By tuning the hyperparamaters we have moved to a 4% improvement over random forest. It is only a small improvement over the non tuned xgboost model. But these performance differences do matter in some circumstances



## 3b. Efficiently tweak the hyperparamaters using a grid search/cross-validation

The caret package (short for classification and regression training) is used to simplify the grid search we just implemented. We can just pass it a grid of hyperparameter combinations and it will run all the combinations and do a cross-validation for each (so no validation set needed)

[caret info](http://topepo.github.io/caret/index.html)

Similar to the tidyverse it works really well... but you have to learn all the code tricks!

In [None]:
library(caret) 

# look up the model we are running to see the paramaters
modelLookup("xgbLinear")
 
# set up all the pairwise combinations

xgb_grid_1 = expand.grid(nrounds = c(1000,2000,3000,4000) ,
                            eta = c(0.01, 0.001, 0.0001),
                            lambda = 1,
                            alpha = 0)
xgb_grid_1


#here we do one better then a validation set, we use cross validation to 
#expand the amount of info we have!
xgb_trcontrol_1 = trainControl(method = "cv",
                                number = 5,
                                verboseIter = TRUE,
                                returnData = FALSE,
                                returnResamp = "all", 
                                allowParallel = TRUE)

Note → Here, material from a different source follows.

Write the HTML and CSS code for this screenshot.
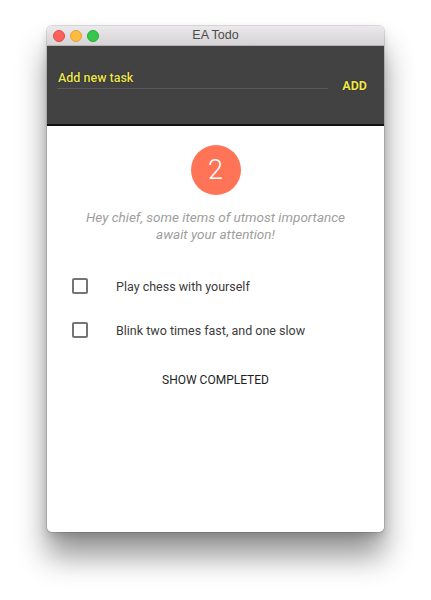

Train the model for each parameter combination in the grid, using CV to evaluate on multiple folds. Make sure your laptop is plugged in or RIP battery.


In [None]:
######
#below a grid-search, cross-validation xgboost model in caret
######


xgb_train_1 = train(x = as.matrix(train_x),
                    y = train_y,
                    trControl = xgb_trcontrol_1,
                    tuneGrid = xgb_grid_1,
                    method = "xgbLinear",
                    max.depth = 5)

names(xgb_train_1)
xgb_train_1$bestTune
xgb_train_1$method
summary(xgb_train_1)


#alternatively, you can 'narrow in' on the best paramaters. Repeat the above by taking a range of options around 
#the best values found and seeing if high resolution tweaks can provide even further improvements.

xgb_cv_yhat = predict(xgb_train_1 , as.matrix(test_x))

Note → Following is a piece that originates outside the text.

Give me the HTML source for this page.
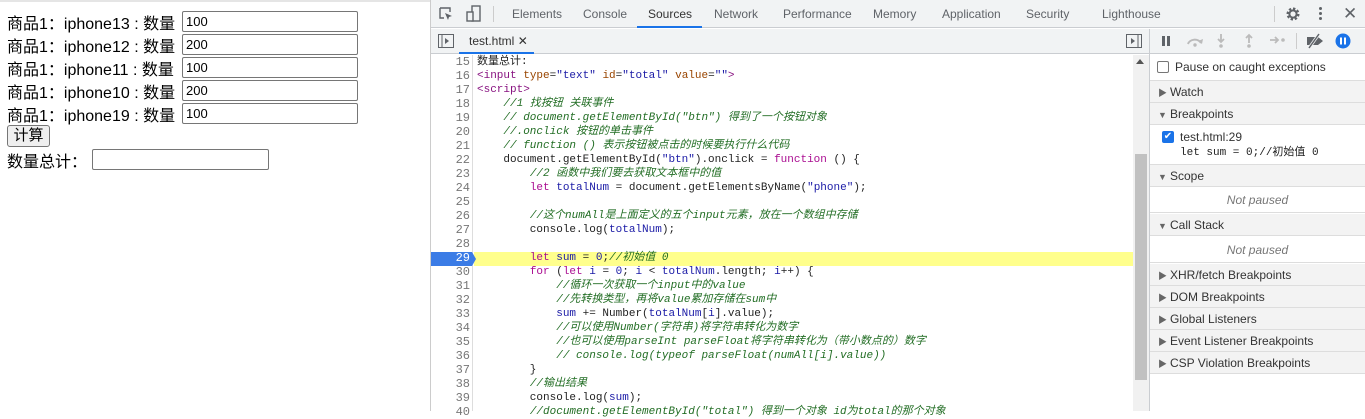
<!DOCTYPE html>
<html><head><meta charset="utf-8">
<style>
*{margin:0;padding:0;box-sizing:border-box}
body{width:1365px;height:411px;overflow:hidden;background:#fff;position:relative;font-family:"Liberation Sans","Noto Sans CJK SC",sans-serif}
.a{position:absolute}
.pg{font-size:16px;color:#000;white-space:nowrap}
.inp{position:absolute;border:1px solid #767676;border-radius:2px;height:21px;background:#fff;font-size:13px;padding-left:3px;line-height:19px}
.dt{font-family:"Liberation Sans","Noto Sans CJK SC",sans-serif;font-size:12px;color:#333}
.tab{position:absolute;top:0;height:28px;line-height:28px;font-size:12px;color:#5f6368}
pre{font-family:"Liberation Mono","Noto Sans CJK SC",monospace;font-size:11px;line-height:14px;color:#222}
.c{color:#236e25;font-style:italic}
.k{color:#aa0d91}
.t{color:#881280}
.at{color:#994500}
.s{color:#1a1aa6}
.v{color:#1a1aa6}
.ln{font-family:"Liberation Mono",monospace;font-size:12px;line-height:14px;color:#777;text-align:right;width:39px}
.hd{position:absolute;left:1150px;width:215px;height:22px;background:#f3f3f3;border-bottom:1px solid #ddd;font-size:12px;color:#333;line-height:22px;padding-left:8px}
.hd b{font-weight:normal;font-size:9px;color:#666;margin-right:5px;display:inline-block;width:7px}
.np{position:absolute;left:1150px;width:215px;height:26px;line-height:26px;text-align:center;font-size:12px;font-style:italic;color:#777;border-bottom:1px solid #ddd}
</style></head><body>
<!-- left page -->
<div class="a" style="left:0;top:0;width:430px;height:2px;background:#e5e5e5"></div>
<div class="a pg" style="left:7px;top:10px">商品1：iphone13 : 数量</div><div class="inp" style="left:182px;top:11px;width:176px">100</div>
<div class="a pg" style="left:7px;top:33px">商品1：iphone12 : 数量</div><div class="inp" style="left:182px;top:34px;width:176px">200</div>
<div class="a pg" style="left:7px;top:56px">商品1：iphone11 : 数量</div><div class="inp" style="left:182px;top:57px;width:176px">100</div>
<div class="a pg" style="left:7px;top:79px">商品1：iphone10 : 数量</div><div class="inp" style="left:182px;top:80px;width:176px">200</div>
<div class="a pg" style="left:7px;top:102px">商品1：iphone19 : 数量</div><div class="inp" style="left:182px;top:103px;width:176px">100</div>
<div class="a" style="left:7px;top:125px;width:43px;height:22px;border:1px solid #767676;border-radius:3px;background:#efefef;font-size:15px;text-align:center;line-height:20px">计算</div>
<div class="a pg" style="left:7px;top:148px">数量总计：</div><div class="inp" style="left:92px;top:149px;width:177px"></div>

<!-- devtools -->
<div class="a" style="left:430px;top:0;width:1px;height:411px;background:#ccc"></div>
<div class="a" style="left:431px;top:0;width:934px;height:28px;background:#f1f3f4;border-bottom:1px solid #cacdd1"></div>
<svg class="a" style="left:438px;top:6px" width="16" height="16" viewBox="0 0 16 16"><path d="M2 2h10v4M2 2v10h4" fill="none" stroke="#5f6368" stroke-width="1.4"/><path d="M7 7l7 3-3 1-1 3z" fill="#5f6368"/></svg>
<svg class="a" style="left:466px;top:5px" width="16" height="18" viewBox="0 0 16 18"><rect x="6" y="1" width="8" height="15" fill="none" stroke="#5f6368" stroke-width="1.4"/><rect x="1" y="7" width="6" height="9" fill="#f1f3f4" stroke="#5f6368" stroke-width="1.4"/></svg>
<div class="a" style="left:493px;top:6px;width:1px;height:16px;background:#ccc"></div>
<div class="tab" style="left:512px">Elements</div>
<div class="tab" style="left:583px">Console</div>
<div class="tab" style="left:648px;color:#333">Sources</div>
<div class="a" style="left:637px;top:26px;width:65px;height:2px;background:#1a73e8"></div>
<div class="tab" style="left:714px">Network</div>
<div class="tab" style="left:783px">Performance</div>
<div class="tab" style="left:873px">Memory</div>
<div class="tab" style="left:942px">Application</div>
<div class="tab" style="left:1026px">Security</div>
<div class="tab" style="left:1102px">Lighthouse</div>
<div class="a" style="left:1274px;top:6px;width:1px;height:16px;background:#ccc"></div>
<svg class="a" style="left:1285px;top:6px" width="16" height="16" viewBox="0 0 16 16"><circle cx="8" cy="8" r="5" fill="none" stroke="#5f6368" stroke-width="3" stroke-dasharray="2.2 1.7"/><circle cx="8" cy="8" r="3.6" fill="none" stroke="#5f6368" stroke-width="2"/></svg>
<div class="a" style="left:1319px;top:7px;width:3px;height:3px;background:#5f6368;border-radius:50%;box-shadow:0 5px #5f6368,0 10px #5f6368"></div>
<div class="a" style="left:1343px;top:4px;font-size:17px;color:#5f6368">✕</div>

<!-- second toolbar -->
<div class="a" style="left:431px;top:29px;width:934px;height:25px;background:#f1f3f4;border-bottom:1px solid #cacdd1"></div>
<svg class="a" style="left:438px;top:34px" width="16" height="14" viewBox="0 0 16 14"><rect x=".5" y=".5" width="15" height="13" fill="none" stroke="#5f6368"/><path d="M4 1v12" stroke="#5f6368"/><path d="M7 4l4 3-4 3z" fill="#5f6368"/></svg>
<div class="a" style="left:469px;top:34px;font-size:12px;color:#333">test.html <span style="font-size:12px">✕</span></div>
<div class="a" style="left:459px;top:52px;width:75px;height:2px;background:#1a73e8"></div>
<svg class="a" style="left:1126px;top:34px" width="16" height="14" viewBox="0 0 16 14"><rect x=".5" y=".5" width="15" height="13" fill="none" stroke="#5f6368"/><path d="M12 1v12" stroke="#5f6368"/><path d="M5 4l4 3-4 3z" fill="#5f6368"/></svg>
<div class="a" style="left:1149px;top:29px;width:1px;height:382px;background:#cacdd1"></div>
<div class="a" style="left:1162px;top:36px;width:3px;height:10px;background:#5f6368;box-shadow:5px 0 #5f6368"></div>
<svg class="a" style="left:1185px;top:34px" width="20" height="14" viewBox="0 0 20 14"><path d="M3 10a7 6 0 0 1 13-1" fill="none" stroke="#bbb" stroke-width="2"/><path d="M13 7l4 3 1-5z" fill="#bbb"/><circle cx="10" cy="11" r="1.7" fill="#bbb"/></svg>
<svg class="a" style="left:1215px;top:33px" width="12" height="16" viewBox="0 0 12 16"><path d="M6 1v8M3 6l3 3 3-3" fill="none" stroke="#bbb" stroke-width="1.8"/><circle cx="6" cy="13" r="1.8" fill="#bbb"/></svg>
<svg class="a" style="left:1243px;top:33px" width="12" height="16" viewBox="0 0 12 16"><path d="M6 10V2M3 5l3-3 3 3" fill="none" stroke="#bbb" stroke-width="1.8"/><circle cx="6" cy="13" r="1.8" fill="#bbb"/></svg>
<svg class="a" style="left:1269px;top:34px" width="18" height="12" viewBox="0 0 18 12"><path d="M1 6h8M6 3l3 3-3 3" fill="none" stroke="#bbb" stroke-width="1.8"/><circle cx="14" cy="6" r="1.8" fill="#bbb"/></svg>
<div class="a" style="left:1296px;top:33px;width:1px;height:16px;background:#ccc"></div>
<svg class="a" style="left:1305px;top:33px" width="20" height="16" viewBox="0 0 20 16"><path d="M2 4h11l5 4-5 4H2z" fill="#5f6368"/><path d="M4 15L14 1" stroke="#f1f3f4" stroke-width="3"/><path d="M4 15L14 1" stroke="#5f6368" stroke-width="1.5"/></svg>
<svg class="a" style="left:1335px;top:33px" width="16" height="16" viewBox="0 0 16 16"><circle cx="8" cy="8" r="7.5" fill="#1a73e8"/><rect x="5" y="4.5" width="2" height="7" fill="#fff"/><rect x="9" y="4.5" width="2" height="7" fill="#fff"/></svg>

<!-- editor -->
<div class="a" style="left:431px;top:55px;width:42px;height:356px;background:#fff;border-right:1px solid #ddd"></div>
<div class="a" style="left:474px;top:252px;width:659px;height:14px;background:#ffff8c"></div>
<svg class="a" style="left:431px;top:252px" width="46" height="14"><path d="M0 0h41l4 7-4 7H0z" fill="#3b7ce6"/></svg>
<div class="a ln" style="left:431px;top:55px">15<br>16<br>17<br>18<br>19<br>20<br>21<br>22<br>23<br>24<br>25<br>26<br>27<br>28<br><span style="color:#fff">29</span><br>30<br>31<br>32<br>33<br>34<br>35<br>36<br>37<br>38<br>39<br>40</div>
<pre class="a" style="left:477px;top:55px">数量总计:
<span class="t">&lt;input</span> <span class="at">type</span>=<span class="s">"text"</span> <span class="at">id</span>=<span class="s">"total"</span> <span class="at">value</span>=<span class="s">""</span><span class="t">&gt;</span>
<span class="t">&lt;script&gt;</span>
    <span class="c">//1 找按钮 关联事件</span>
    <span class="c">// document.getElementById("btn") 得到了一个按钮对象</span>
    <span class="c">//.onclick 按钮的单击事件</span>
    <span class="c">// function () 表示按钮被点击的时候要执行什么代码</span>
    document.getElementById(<span class="s">"btn"</span>).onclick = <span class="k">function</span> () {
        <span class="c">//2 函数中我们要去获取文本框中的值</span>
        <span class="k">let</span> <span class="v">totalNum</span> = document.getElementsByName(<span class="s">"phone"</span>);

        <span class="c">//这个numAll是上面定义的五个input元素，放在一个数组中存储</span>
        console.log(<span class="v">totalNum</span>);

        <span class="k">let</span> <span class="v">sum</span> = <span class="s">0</span>;<span class="c">//初始值 0</span>
        <span class="k">for</span> (<span class="k">let</span> <span class="v">i</span> = <span class="s">0</span>; <span class="v">i</span> &lt; <span class="v">totalNum</span>.length; <span class="v">i</span>++) {
            <span class="c">//循环一次获取一个input中的value</span>
            <span class="c">//先转换类型，再将value累加存储在sum中</span>
            <span class="v">sum</span> += Number(<span class="v">totalNum</span>[<span class="v">i</span>].value);
            <span class="c">//可以使用Number(字符串)将字符串转化为数字</span>
            <span class="c">//也可以使用parseInt parseFloat将字符串转化为（带小数点的）数字</span>
            <span class="c">// console.log(typeof parseFloat(numAll[i].value))</span>
        }
        <span class="c">//输出结果</span>
        console.log(<span class="v">sum</span>);
        <span class="c">//document.getElementById("total") 得到一个对象 id为total的那个对象</span></pre>
<!-- scrollbar -->
<div class="a" style="left:1133px;top:55px;width:16px;height:356px;background:#f1f1f1"></div>
<div class="a" style="left:1136px;top:59px;width:0;height:0;border-left:4px solid transparent;border-right:4px solid transparent;border-bottom:5px solid #555"></div>
<div class="a" style="left:1135px;top:154px;width:12px;height:226px;background:#c1c1c1"></div>

<!-- sidebar -->
<div class="a" style="left:1157px;top:61px;width:12px;height:12px;border:1px solid #767676;border-radius:2px;background:#fff"></div>
<div class="a dt" style="left:1175px;top:60px">Pause on caught exceptions</div>
<div class="a" style="left:1150px;top:80px;width:215px;height:1px;background:#ddd"></div>
<div class="hd" style="top:81px"><b>▶</b>Watch</div>
<div class="hd" style="top:103px"><b>▼</b>Breakpoints</div>
<div class="a" style="left:1162px;top:131px;width:12px;height:12px;background:#1a73e8;border-radius:2px;color:#fff;font-size:10px;line-height:12px;text-align:center">✔</div>
<div class="a dt" style="left:1180px;top:130px">test.html:29</div>
<pre class="a" style="left:1180px;top:146px;font-size:11px;color:#222">let sum = 0;//初始值 0</pre>
<div class="a" style="left:1150px;top:164px;width:215px;height:1px;background:#ddd"></div>
<div class="hd" style="top:165px"><b>▼</b>Scope</div>
<div class="np" style="top:187px">Not paused</div>
<div class="hd" style="top:214px"><b>▼</b>Call Stack</div>
<div class="np" style="top:237px">Not paused</div>
<div class="hd" style="top:264px"><b>▶</b>XHR/fetch Breakpoints</div>
<div class="hd" style="top:286px"><b>▶</b>DOM Breakpoints</div>
<div class="hd" style="top:308px"><b>▶</b>Global Listeners</div>
<div class="hd" style="top:330px"><b>▶</b>Event Listener Breakpoints</div>
<div class="hd" style="top:352px"><b>▶</b>CSP Violation Breakpoints</div>
</body></html>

test_mse = mean(((xgb_cv_yhat - test_y)^2))
test_rmse = sqrt(test_mse)
test_rmse # 46641... pretty close to the 'by hand' grid search!



Cam's hypothesis on caret performance - we are not using 'early stopping rounds' here so the model isn't cutting out at the exact best point. Re-running this with a validation setup as opposed to a cv setup would allow us to implement a grid search efficiently and wind up with the best hyperparamaters. I shall leave this as a follow up exercise for the curious.


## 4 Ensemble the models together 

This is a good strategy for when accuracy is more important then knowing the best predictors.


In [None]:



y_pred_rf #random forest
y_hat_valid #xgBoost with validation
y_hat_xgb_grid #xgBoost grid search
xgb_cv_yhat #xgBoost caret cross validation

length(y_hat_xgb_grid)


blend_pred = (y_hat * .25) + (y_pred_rf * .25) + (xgb_cv_yhat * .25) + (y_hat_xgb_grid * .25)
length(blend_pred)

length(blend_pred) == length(y_hat_xgb_grid)

blend_test_mse = mean(((blend_pred - test_y)^2))
blend_test_rmse = sqrt(blend_test_mse)
blend_test_rmse 


rmse = 45205 
Just by averaging just 4 predictors we have dropped the rmse a few percent lower then the best scoring of the 4 models. This does come at a cost though, we now can't make accurate inferences about the best predictors! The strategy is more effective when you take a more diverse set of models and ensemble those together.

#next step - you can grid search the weights of the ensemble to try and drop the rmse further!